╭──

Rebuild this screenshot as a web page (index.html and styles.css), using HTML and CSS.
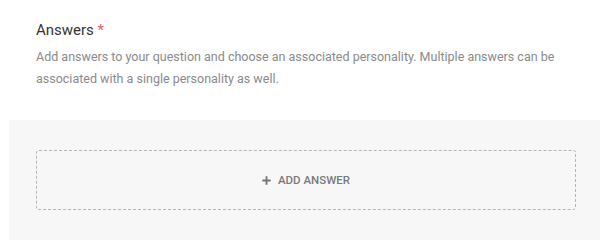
FILE: index.html
```html
<!DOCTYPE html>
<html>
<head>
<meta charset="utf-8">
<link rel="stylesheet" href="styles.css">
</head>
<body>
  <section class="field-head">
    <div class="field-title">Answers <span class="req">*</span></div>
    <p class="field-desc">Add answers to your question and choose an associated personality. Multiple answers can be associated with a single personality as well.</p>
  </section>
  <section class="answers-panel">
    <div class="add-answer">
      <svg class="plus" width="9" height="9" viewBox="0 0 9 9"><path d="M4.5 0.3v8.4M0.3 4.5h8.4" stroke="#777" stroke-width="1.9" fill="none"/></svg>
      <span>ADD ANSWER</span>
    </div>
  </section>
</body>
</html>
```

FILE: styles.css
```css
html, body {
  margin: 0;
  padding: 0;
  background: #fff;
  font-family: Roboto, "Liberation Sans", sans-serif;
}
.field-head {
  padding: 20px 30px 0 36px;
  height: 120px;
  box-sizing: border-box;
}
.field-title {
  font-size: 15px;
  line-height: 20px;
  color: #333;
}
.req {
  color: #f25c5c;
}
.field-desc {
  margin: 6px 0 0;
  font-size: 12.5px;
  line-height: 22px;
  color: #8a8a8a;
}
.answers-panel {
  margin-left: 9px;
  width: 591px;
  background: #f7f7f7;
  padding: 30px 24px 30px 27px;
  box-sizing: border-box;
  height: 120px;
}
.add-answer {
  height: 60px;
  box-sizing: border-box;
  border: 1px dashed #b5b5b5;
  border-radius: 3px;
  display: flex;
  align-items: center;
  justify-content: center;
  gap: 7px;
  color: #7a7a7a;
  font-size: 11.5px;
  font-weight: 500;
}
.plus {
  display: block;
}
```
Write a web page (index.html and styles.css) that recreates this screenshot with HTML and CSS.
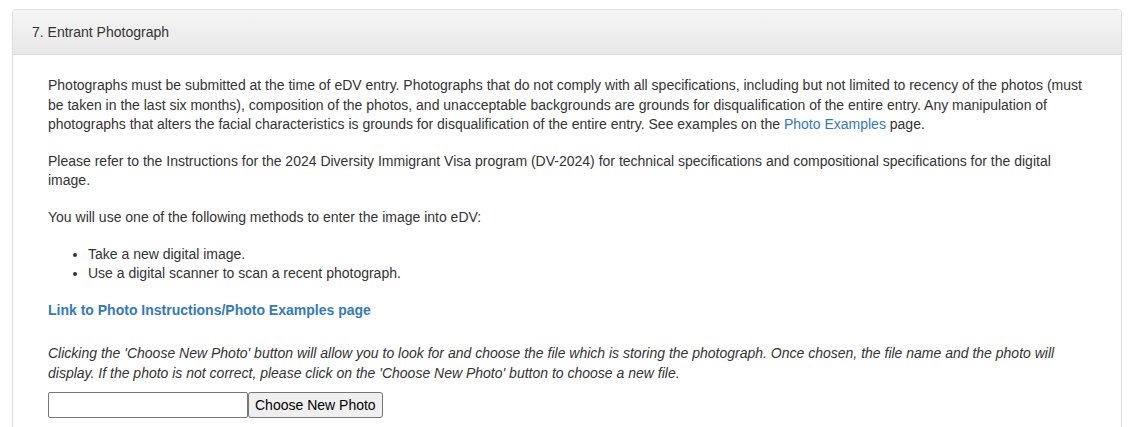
FILE: index.html
```html
<!DOCTYPE html>
<html lang="en">
<head>
<meta charset="utf-8">
<title>Entrant Photograph</title>
<link rel="stylesheet" href="styles.css">
</head>
<body>
<div class="page">
  <section class="panel">
    <div class="panel-heading">7. Entrant Photograph</div>
    <div class="panel-body">
      <p>Photographs must be submitted at the time of eDV entry. Photographs that do not comply with all specifications, including but not limited to recency of the photos (must be taken in the last six months), composition of the photos, and unacceptable backgrounds are grounds for disqualification of the entire entry. Any manipulation of photographs that alters the facial characteristics is grounds for disqualification of the entire entry. See examples on the <a href="#" class="link">Photo Examples</a> page.</p>
      <p>Please refer to the Instructions for the 2024 Diversity Immigrant Visa program (DV-2024) for technical specifications and compositional specifications for the digital image.</p>
      <p>You will use one of the following methods to enter the image into eDV:</p>
      <ul class="methods">
        <li>Take a new digital image.</li>
        <li>Use a digital scanner to scan a recent photograph.</li>
      </ul>
      <p class="strong-link"><a href="#" class="link">Link to Photo Instructions/Photo Examples page</a></p>
      <p class="note">Clicking the 'Choose New Photo' button will allow you to look for and choose the file which is storing the photograph. Once chosen, the file name and the photo will display. If the photo is not correct, please click on the 'Choose New Photo' button to choose a new file.</p>
      <div class="file-row">
        <input type="text" class="file-name" aria-label="File name">
        <button type="button" class="choose-btn">Choose New Photo</button>
      </div>
    </div>
  </section>
</div>
</body>
</html>
```
FILE: styles.css
```css
html, body {
  margin: 0;
  padding: 0;
  background: #fff;
}
body {
  font-family: "Liberation Sans", Arial, Helvetica, sans-serif;
  font-size: 14px;
  line-height: 1.4;
  color: #333;
}
.page {
  padding: 9px 9px 0 12px;
}
.panel {
  border: 1px solid #ddd;
  border-radius: 4px;
  background: #fff;
  box-shadow: 0 1px 2px rgba(0,0,0,0.05);
}
.panel-heading {
  padding: 12px 19px;
  line-height: 20px;
  background: linear-gradient(to bottom, #f5f5f5 0%, #e8e8e8 100%);
  border-bottom: 1px solid #ddd;
  border-radius: 3px 3px 0 0;
  color: #333;
}
.panel-body {
  padding: 21px 35px 20px 35px;
}
.panel-body p {
  margin: 0 0 17px;
}
.link {
  color: #337ab7;
  text-decoration: none;
}
.methods {
  margin: 0 0 17px;
  padding-left: 40px;
}
.strong-link {
  font-weight: bold;
}
.panel-body p.strong-link {
  margin-bottom: 24px;
}
.panel-body p.note {
  font-style: italic;
  margin-bottom: 8px;
}
.file-row {
  display: flex;
  align-items: stretch;
}
.file-name {
  box-sizing: border-box;
  width: 200px;
  height: 26px;
  margin: 0;
  border: 1px solid #767676;
  border-radius: 2px;
  padding: 1px 2px;
  font: inherit;
  background: #fff;
}
.choose-btn {
  box-sizing: border-box;
  height: 26px;
  margin: 0;
  padding: 1px 6px;
  border: 1px solid #767676;
  border-radius: 3px;
  background: #efefef;
  color: #000;
  font-family: "Liberation Sans", Arial, sans-serif;
  font-size: 14px;
}
```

╰──

Strip out the pictures and quote the remaining data word for word.

Final result –
Rebuild this screenshot as a web page (index.html and styles.css), using HTML and CSS.
FILE: index.html
```html
<!DOCTYPE html>
<html>
<head>
<meta charset="utf-8">
<link rel="stylesheet" href="styles.css">
</head>
<body>
  <section class="field-head">
    <div class="field-title">Answers <span class="req">*</span></div>
    <p class="field-desc">Add answers to your question and choose an associated personality. Multiple answers can be associated with a single personality as well.</p>
  </section>
  <section class="answers-panel">
    <div class="add-answer">
      <svg class="plus" width="9" height="9" viewBox="0 0 9 9"><path d="M4.5 0.3v8.4M0.3 4.5h8.4" stroke="#777" stroke-width="1.9" fill="none"/></svg>
      <span>ADD ANSWER</span>
    </div>
  </section>
</body>
</html>
```

FILE: styles.css
```css
html, body {
  margin: 0;
  padding: 0;
  background: #fff;
  font-family: Roboto, "Liberation Sans", sans-serif;
}
.field-head {
  padding: 20px 30px 0 36px;
  height: 120px;
  box-sizing: border-box;
}
.field-title {
  font-size: 15px;
  line-height: 20px;
  color: #333;
}
.req {
  color: #f25c5c;
}
.field-desc {
  margin: 6px 0 0;
  font-size: 12.5px;
  line-height: 22px;
  color: #8a8a8a;
}
.answers-panel {
  margin-left: 9px;
  width: 591px;
  background: #f7f7f7;
  padding: 30px 24px 30px 27px;
  box-sizing: border-box;
  height: 120px;
}
.add-answer {
  height: 60px;
  box-sizing: border-box;
  border: 1px dashed #b5b5b5;
  border-radius: 3px;
  display: flex;
  align-items: center;
  justify-content: center;
  gap: 7px;
  color: #7a7a7a;
  font-size: 11.5px;
  font-weight: 500;
}
.plus {
  display: block;
}
```
Write a web page (index.html and styles.css) that recreates this screenshot with HTML and CSS.
FILE: index.html
```html
<!DOCTYPE html>
<html lang="en">
<head>
<meta charset="utf-8">
<title>Entrant Photograph</title>
<link rel="stylesheet" href="styles.css">
</head>
<body>
<div class="page">
  <section class="panel">
    <div class="panel-heading">7. Entrant Photograph</div>
    <div class="panel-body">
      <p>Photographs must be submitted at the time of eDV entry. Photographs that do not comply with all specifications, including but not limited to recency of the photos (must be taken in the last six months), composition of the photos, and unacceptable backgrounds are grounds for disqualification of the entire entry. Any manipulation of photographs that alters the facial characteristics is grounds for disqualification of the entire entry. See examples on the <a href="#" class="link">Photo Examples</a> page.</p>
      <p>Please refer to the Instructions for the 2024 Diversity Immigrant Visa program (DV-2024) for technical specifications and compositional specifications for the digital image.</p>
      <p>You will use one of the following methods to enter the image into eDV:</p>
      <ul class="methods">
        <li>Take a new digital image.</li>
        <li>Use a digital scanner to scan a recent photograph.</li>
      </ul>
      <p class="strong-link"><a href="#" class="link">Link to Photo Instructions/Photo Examples page</a></p>
      <p class="note">Clicking the 'Choose New Photo' button will allow you to look for and choose the file which is storing the photograph. Once chosen, the file name and the photo will display. If the photo is not correct, please click on the 'Choose New Photo' button to choose a new file.</p>
      <div class="file-row">
        <input type="text" class="file-name" aria-label="File name">
        <button type="button" class="choose-btn">Choose New Photo</button>
      </div>
    </div>
  </section>
</div>
</body>
</html>
```
FILE: styles.css
```css
html, body {
  margin: 0;
  padding: 0;
  background: #fff;
}
body {
  font-family: "Liberation Sans", Arial, Helvetica, sans-serif;
  font-size: 14px;
  line-height: 1.4;
  color: #333;
}
.page {
  padding: 9px 9px 0 12px;
}
.panel {
  border: 1px solid #ddd;
  border-radius: 4px;
  background: #fff;
  box-shadow: 0 1px 2px rgba(0,0,0,0.05);
}
.panel-heading {
  padding: 12px 19px;
  line-height: 20px;
  background: linear-gradient(to bottom, #f5f5f5 0%, #e8e8e8 100%);
  border-bottom: 1px solid #ddd;
  border-radius: 3px 3px 0 0;
  color: #333;
}
.panel-body {
  padding: 21px 35px 20px 35px;
}
.panel-body p {
  margin: 0 0 17px;
}
.link {
  color: #337ab7;
  text-decoration: none;
}
.methods {
  margin: 0 0 17px;
  padding-left: 40px;
}
.strong-link {
  font-weight: bold;
}
.panel-body p.strong-link {
  margin-bottom: 24px;
}
.panel-body p.note {
  font-style: italic;
  margin-bottom: 8px;
}
.file-row {
  display: flex;
  align-items: stretch;
}
.file-name {
  box-sizing: border-box;
  width: 200px;
  height: 26px;
  margin: 0;
  border: 1px solid #767676;
  border-radius: 2px;
  padding: 1px 2px;
  font: inherit;
  background: #fff;
}
.choose-btn {
  box-sizing: border-box;
  height: 26px;
  margin: 0;
  padding: 1px 6px;
  border: 1px solid #767676;
  border-radius: 3px;
  background: #efefef;
  color: #000;
  font-family: "Liberation Sans", Arial, sans-serif;
  font-size: 14px;
}
```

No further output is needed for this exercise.